- **Prompt**
Spot every line with the word "styles" and return it.
++++++++++++++++++++
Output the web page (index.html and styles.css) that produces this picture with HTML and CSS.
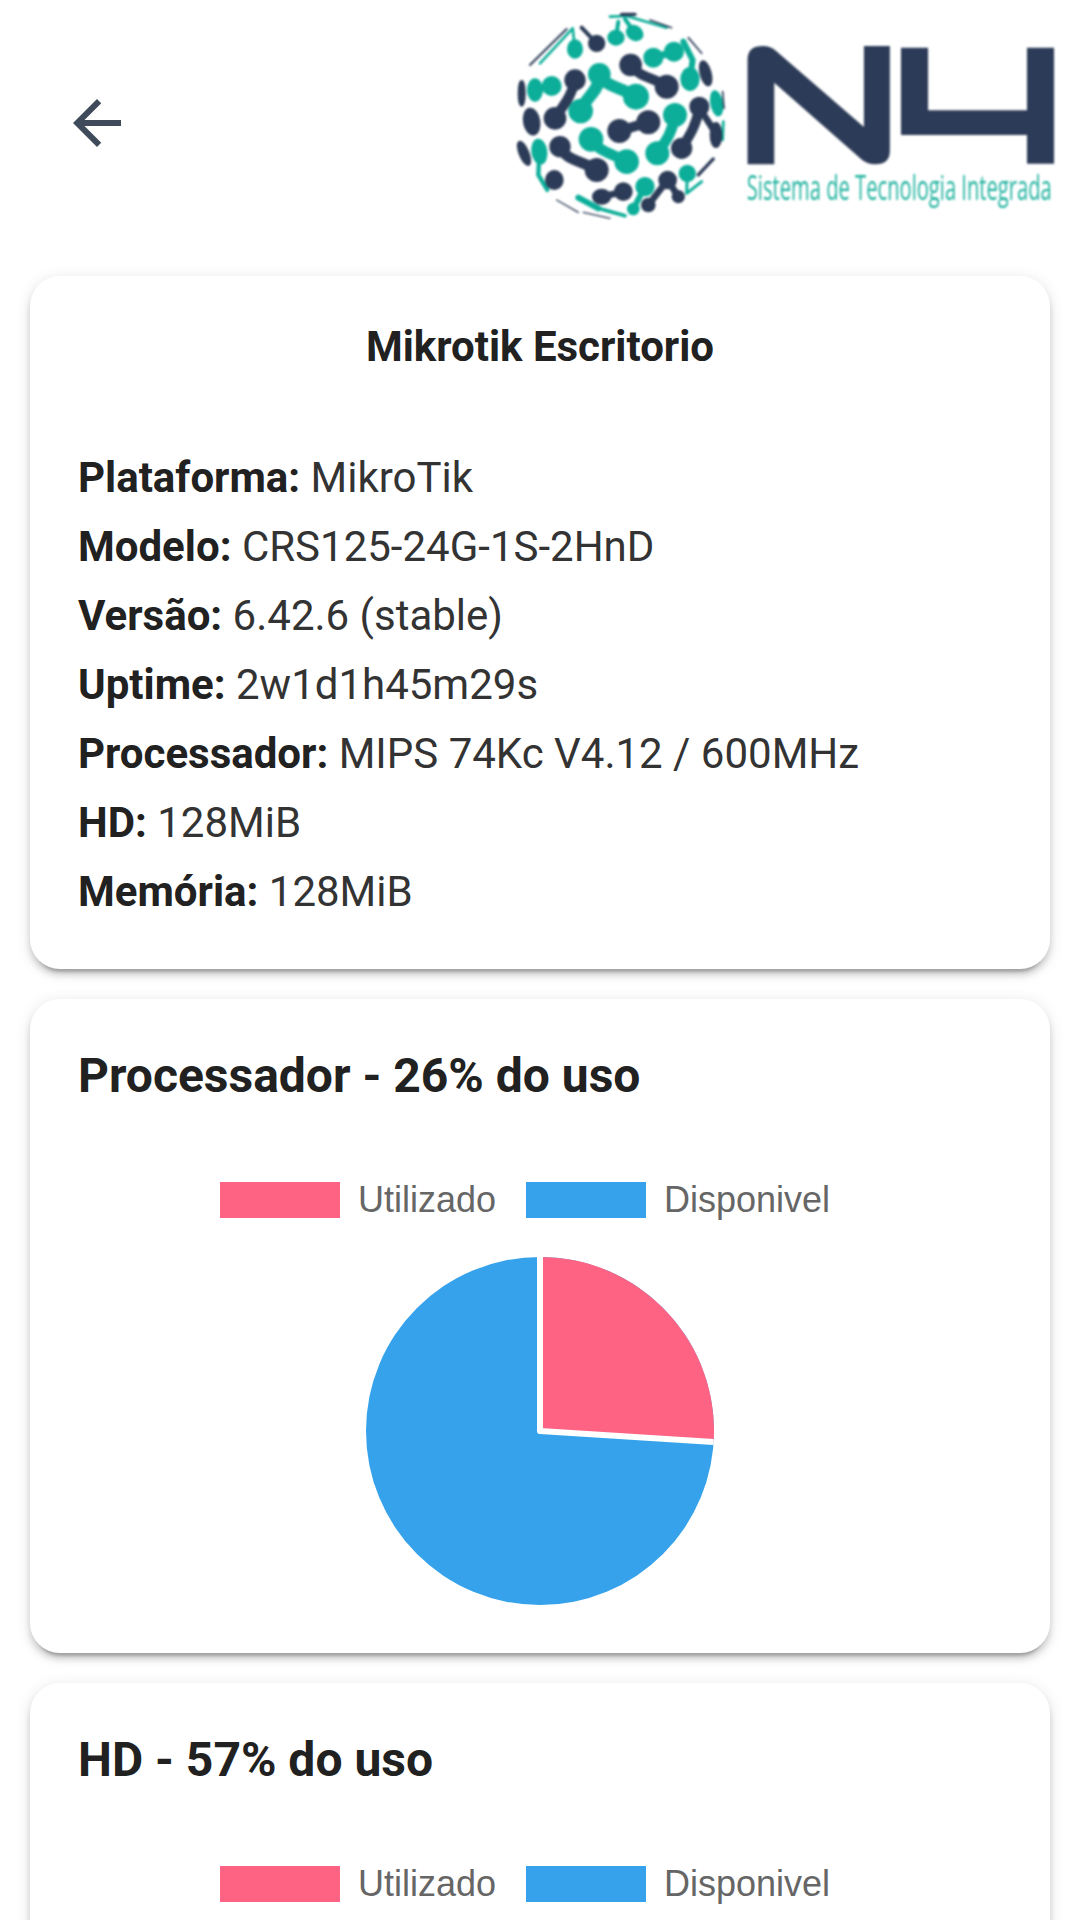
FILE: index.html
```html
<!DOCTYPE html>
<html lang="pt">
<head>
    <meta charset="UTF-8">
    <meta name="viewport" content="width=device-width, initial-scale=1.0">
    <title>Mikrotik Escritorio</title>
    <link rel="stylesheet" href="styles.css">
</head>
<body>
    <header class="topbar">
        <svg class="backArrow" viewBox="0 0 24 24">
            <path d="M20 11H7.83l5.59-5.59L12 4l-8 8 8 8 1.41-1.41L7.83 13H20v-2z"/>
        </svg>

        <svg class="logo" viewBox="0 0 580 240">
            <!-- sphere made of dumbbell shaped blobs -->
            <g transform="translate(10 5) scale(0.3333)">
                <g class="teal">
                    <circle cx="268" cy="208" r="30"/><circle cx="378" cy="275" r="35"/><circle cx="212" cy="318" r="33"/>
                    <path stroke-width="36" d="M268 208C285 245 330 245 378 275M268 222C262 262 225 280 212 318"/>
                    <circle cx="243" cy="403" r="33"/><circle cx="350" cy="470" r="33"/>
                    <path stroke-width="32" d="M243 403C270 445 310 445 350 470"/>
                    <circle cx="495" cy="330" r="32"/><circle cx="442" cy="445" r="32"/>
                    <path stroke-width="32" d="M495 330C488 380 470 405 442 445"/>
                    <ellipse cx="75" cy="255" rx="20" ry="31"/><circle cx="125" cy="243" r="26"/>
                    <path stroke-width="20" d="M75 255L125 243"/>
                    <circle cx="430" cy="158" r="26"/><circle cx="492" cy="140" r="26"/>
                    <path stroke-width="22" d="M430 158L492 140"/>
                    <ellipse cx="540" cy="222" rx="25" ry="32"/>
                    <path stroke-width="18" d="M540 222L548 165L520 110"/>
                    <ellipse cx="195" cy="132" rx="20" ry="25"/>
                    <path stroke-width="8" d="M195 132L188 70L90 175"/>
                    <ellipse cx="318" cy="98" rx="22" ry="20"/>
                    <path stroke-width="12" d="M318 98L325 50"/>
                    <ellipse cx="374" cy="84" rx="24" ry="19" transform="rotate(35 374 84)"/>
                    <path stroke-width="12" d="M374 84L345 42"/>
                    <ellipse cx="88" cy="440" rx="20" ry="35" transform="rotate(-8 88 440)"/>
                    <path stroke-width="13" d="M88 440L85 510L112 555"/>
                    <circle cx="405" cy="545" r="25"/><circle cx="370" cy="612" r="15"/>
                    <path stroke-width="18" d="M405 545L370 612"/>
                    <circle cx="532" cy="505" r="22"/>
                    <path stroke-width="9" d="M532 505L530 565L575 530"/>
                    <ellipse cx="620" cy="295" rx="15" ry="36" transform="rotate(-10 620 295)"/>
                    <path stroke-width="8" d="M640 350L638 405"/>
                    <path stroke-width="18" d="M205 578L265 610"/>
                    <path stroke-width="11" d="M265 610L345 632"/>
                    <path stroke-width="8" d="M300 35L350 33L470 68"/>
                </g>
                <g class="navy">
                    <circle cx="362" cy="180" r="30"/><circle cx="470" cy="245" r="32"/>
                    <path stroke-width="30" d="M362 180C390 220 430 215 470 245"/>
                    <circle cx="328" cy="378" r="32"/><circle cx="415" cy="352" r="32"/>
                    <path stroke-width="30" d="M328 378L415 352"/>
                    <circle cx="195" cy="225" r="28"/><circle cx="135" cy="340" r="30"/>
                    <path stroke-width="30" d="M195 225C185 275 160 300 135 340"/>
                    <circle cx="150" cy="425" r="28"/><circle cx="260" cy="495" r="32"/>
                    <path stroke-width="32" d="M150 425C170 470 215 465 260 495"/>
                    <ellipse cx="133" cy="525" rx="24" ry="26"/>
                    <circle cx="568" cy="305" r="26"/><circle cx="515" cy="430" r="28"/>
                    <ellipse cx="618" cy="390" rx="15" ry="35"/>
                    <path stroke-width="30" d="M568 305C560 360 540 390 515 430"/>
                    <path stroke-width="20" d="M568 305C585 340 605 360 618 390"/>
                    <circle cx="260" cy="115" r="22"/>
                    <path stroke-width="12" d="M260 115L215 68"/>
                    <ellipse cx="275" cy="575" rx="25" ry="20"/><circle cx="340" cy="560" r="24"/>
                    <path stroke-width="20" d="M275 575L340 560"/>
                    <circle cx="473" cy="525" r="24"/><circle cx="415" cy="600" r="18"/><circle cx="505" cy="575" r="16"/>
                    <path stroke-width="20" d="M473 525L415 600M473 525L505 575"/>
                    <ellipse cx="65" cy="350" rx="22" ry="38" transform="rotate(-10 65 350)"/>
                    <ellipse cx="35" cy="265" rx="8" ry="36"/>
                    <ellipse cx="42" cy="445" rx="12" ry="36" transform="rotate(-22 42 445)"/>
                    <ellipse cx="587" cy="205" rx="14" ry="36" transform="rotate(-15 587 205)"/>
                    <path stroke-width="5" d="M535 98L575 145"/>
                    <path stroke-width="10" d="M565 510L610 462"/>
                    <path stroke-width="6" d="M60 180L170 72"/>
                    <path stroke-width="10" d="M335 28L375 28"/>
                    <path stroke-width="5" d="M420 45L485 68"/>
                    <path stroke-width="5" d="M638 260L642 310"/>
                    <path stroke-width="4" d="M140 585L205 622M220 622L300 640"/>
                </g>
            </g>
            <g class="navy" transform="translate(0 1) scale(0.3706 0.3333)">
                <path class="solid" d="M668 490V175Q668 135 710 135Q730 135 745 150L982 378V135H1052V450Q1052 490 1012 490Q990 490 975 475L740 245V490Z"/>
                <path class="solid" d="M1082 140H1155V328H1422V140H1495V488H1422V402H1082Z"/>
            </g>
            <text class="logoText" transform="scale(0.57 1)" x="433" y="200" textLength="535" lengthAdjust="spacingAndGlyphs">Sistema de Tecnologia Integrada</text>
        </svg>
    </header>

    <main>
        <section class="card">
            <h2 class="deviceName">Mikrotik Escritorio</h2>
            <ul class="infoList">
                <li><b>Plataforma:</b> MikroTik</li>
                <li><b>Modelo:</b> CRS125-24G-1S-2HnD</li>
                <li><b>Versão:</b> 6.42.6 (stable)</li>
                <li><b>Uptime:</b> 2w1d1h45m29s</li>
                <li><b>Processador:</b> MIPS 74Kc V4.12 / 600MHz</li>
                <li><b>HD:</b> 128MiB</li>
                <li><b>Memória:</b> 128MiB</li>
            </ul>
        </section>

        <section class="card chartCard">
            <h2 class="chartTitle">Processador - 26% do uso</h2>
            <div class="legend">
                <span class="legendItem"><i class="swatch swatchUsed"></i>Utilizado</span>
                <span class="legendItem"><i class="swatch swatchFree"></i>Disponivel</span>
            </div>
            <svg class="pie" viewBox="-174 -174 348 348">
                <circle class="pieFree" r="174"/>
                <path class="pieUsed" d="M0 0V-174A174 174 0 0 1 173.66 10.93Z"/>
                <path class="pieBorder" d="M0 -174V0L173.66 10.93"/>
            </svg>
        </section>

        <section class="card chartCard">
            <h2 class="chartTitle">HD - 57% do uso</h2>
            <div class="legend">
                <span class="legendItem"><i class="swatch swatchUsed"></i>Utilizado</span>
                <span class="legendItem"><i class="swatch swatchFree"></i>Disponivel</span>
            </div>
        </section>
    </main>
</body>
</html>
```

FILE: styles.css
```css
html,
body {
    height: 1920px;
    overflow: hidden;
}

body {
    margin: 0;
    background-color: #ffffff;
    color: #212121;
    font-family: Roboto, Arial, sans-serif;
}

/* top bar */
.topbar {
    display: flex;
    align-items: flex-start;
    justify-content: space-between;
    height: 276px;
    padding-left: 61px;
}

.backArrow {
    width: 72px;
    height: 72px;
    margin-top: 87px;
    fill: #3f4a5a;
}

.logo {
    width: 580px;
    height: 240px;
    filter: blur(1px);
}

.logo path {
    fill: none;
    stroke-linecap: round;
    stroke-linejoin: round;
}

.logo .solid {
    fill: #2c3b57;
    stroke: none;
}

.teal {
    fill: #0cae99;
    stroke: #0cae99;
}

.navy {
    fill: #2c3b57;
    stroke: #2c3b57;
}

/* stroke makes the blob ends a little fatter */
.logo circle,
.logo ellipse {
    stroke-width: 8px;
}

.logoText {
    font-family: "Open Sans", sans-serif;
    font-size: 35px;
    fill: #22b3a0;
}

/* cards */
main {
    display: flex;
    flex-direction: column;
    gap: 30px;
    padding: 0 30px;
}

.card {
    padding: 48px 48px 43px;
    background-color: #ffffff;
    border-radius: 30px;
    box-shadow: 0 9px 3px -6px rgba(0, 0, 0, 0.2), 0 6px 6px 0 rgba(0, 0, 0, 0.14), 0 3px 15px 0 rgba(0, 0, 0, 0.12);
}

.deviceName {
    margin: 0 0 73px;
    font-size: 42px;
    line-height: 46px;
    text-align: center;
}

.infoList {
    margin: 0;
    padding: 0;
    list-style: none;
    color: #333333;
    font-size: 42px;
    line-height: 69px;
}

.infoList b {
    color: #212121;
}

.chartCard {
    display: flex;
    flex-direction: column;
    padding-bottom: 48px;
}

.chartTitle {
    margin: 0 0 77px;
    font-size: 48px;
    line-height: 58px;
}

/* chart legend, same look as chart.js */
.legend {
    display: flex;
    justify-content: center;
    margin-bottom: 39px;
    color: #666666;
    font-family: "Liberation Sans", Arial, sans-serif;
    font-size: 36px;
    line-height: 36px;
}

.legendItem {
    display: flex;
    align-items: center;
    gap: 18px;
    margin-right: 30px;
}

.swatch {
    width: 120px;
    height: 36px;
}

.swatchUsed {
    background-color: #ff6384;
}

.swatchFree {
    background-color: #36a2eb;
}

.pie {
    align-self: center;
    width: 348px;
    height: 348px;
}

.pieFree {
    fill: #36a2eb;
}

.pieUsed {
    fill: #ff6384;
}

.pieBorder {
    fill: none;
    stroke: #ffffff;
    stroke-width: 6px;
    stroke-linejoin: round;
}
```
++++++++++++++++++++
- **Task response**
Output the web page (index.html and styles.css) that produces this picture with HTML and CSS.
    <link rel="stylesheet" href="styles.css">
FILE: styles.css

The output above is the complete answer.